Frequently asked questions

Do real estate agents and brokers need a separate trust account?

Yes — in every U.S. state. State real estate licensing laws require brokers (and agents under broker supervision) to maintain client earnest money, security deposits, and escrow funds in a dedicated trust account, separate from the brokerage's operating account. Commingling client funds with operating funds is a licensing violation subject to discipline or revocation. Most major traditional banks (Chase, BofA, U.S. Bank, Wells Fargo) offer trust or escrow accounts that satisfy state real estate licensing requirements. Verify with your state real estate commission and with the specific bank before opening.

How does real estate commission income affect bank statement underwriting?

Real estate commission income is among the lumpiest of any business type. A residential agent might close 2 transactions in January ($15K commission) and 0 in February and March, then 3 in April ($45K commission). Bank statements show exactly this pattern — large inflows, then silence. Underwriters of working-capital products for real estate agents look for total annual commission volume (not monthly consistency), sufficient average daily balance between commission deposits, and business-only transactions without personal charges mixed in. A line of credit is the standard working capital product because it draws when needed and repays after closing.

Do real estate agents need wire transfer capability?

Yes, and it's a practical requirement, not just a nice-to-have. Real estate closings routinely require wire transfers for earnest money deposits, down payments, and final closing funds. If your business bank account doesn't support outbound wires, you'll be managing closing fund movements through personal accounts or workarounds — both of which create statement issues and compliance risk. Verify your bank's outbound wire limits and per-wire fee before assuming coverage. Chase Business Complete Banking, U.S. Bank, and Wells Fargo all support business outbound wires at published fees.

Can a solo real estate agent use a digital-first bank as a primary account?
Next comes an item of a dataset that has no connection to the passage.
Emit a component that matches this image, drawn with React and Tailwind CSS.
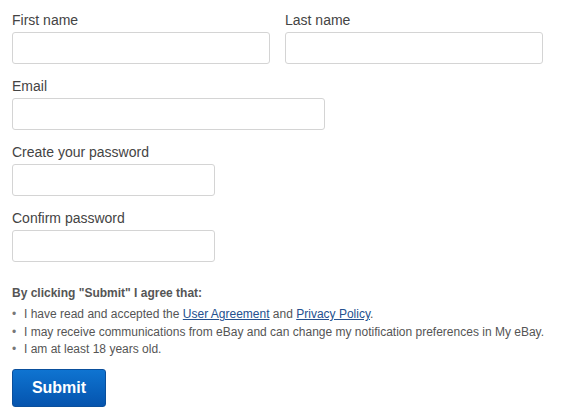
import React from 'react';

const Field = ({ label, width, className = '' }) => (
    <div className={className}>
        <label className="block text-[14px] leading-[16px] text-[#444]">{label}</label>
        <input
            type="text"
            className={`mt-[4px] block h-[32px] ${width} rounded-[3px] border border-[#d4d4d4] bg-white outline-none`}
        />
    </div>
);

const App = () => {
    return (
        <div className="h-[419px] w-[568px] bg-white px-[12px] pt-[12px]" style={{ fontFamily: '"Liberation Sans", Arial, sans-serif' }}>
            {/* Name row */}
            <div className="flex gap-[15px]">
                <Field label="First name" width="w-[258px]" />
                <Field label="Last name" width="w-[258px]" />
            </div>

            <Field label="Email" width="w-[313px]" className="mt-[14px]" />
            <Field label="Create your password" width="w-[203px]" className="mt-[14px]" />
            <Field label="Confirm password" width="w-[203px]" className="mt-[14px]" />

            {/* Agreement */}
            <div className="mt-[24px] text-[12px] text-[#555]">
                <p className="font-bold leading-[14px]">By clicking "Submit" I agree that:</p>
                <ul className="mt-[6px] list-none">
                    <li className="flex leading-[17.5px]">
                        <span className="w-[12px] text-[#777]">•</span>
                        <span>
                            I have read and accepted the{' '}
                            <a href="#" className="text-[#24508f] underline">User Agreement</a> and{' '}
                            <a href="#" className="text-[#24508f] underline">Privacy Policy</a>.
                        </span>
                    </li>
                    <li className="flex leading-[17.5px]">
                        <span className="w-[12px] text-[#777]">•</span>
                        <span>I may receive communications from eBay and can change my notification preferences in My eBay.</span>
                    </li>
                    <li className="flex leading-[17.5px]">
                        <span className="w-[12px] text-[#777]">•</span>
                        <span>I am at least 18 years old.</span>
                    </li>
                </ul>
            </div>

            <button className="mt-[10px] h-[38px] w-[94px] rounded-[3px] border border-[#0a4f9c] bg-gradient-to-b from-[#0f74d1] to-[#0654ae] text-[16px] font-bold text-white">
                Submit
            </button>
        </div>
    );
};

export default App;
For the operating account, a digital-first bank (Mercury, Relay) works well for a solo agent with no physical cash handling. Commission deposits from title companies arrive as ACH or wire, which any bank accepts. The limitation: most digital-first banks do not offer dedicated trust or escrow account structures that satisfy state real estate licensing requirements. A solo agent typically needs a traditional bank for the trust account, but can use a digital-first bank for the operating account if they prefer the software integrations.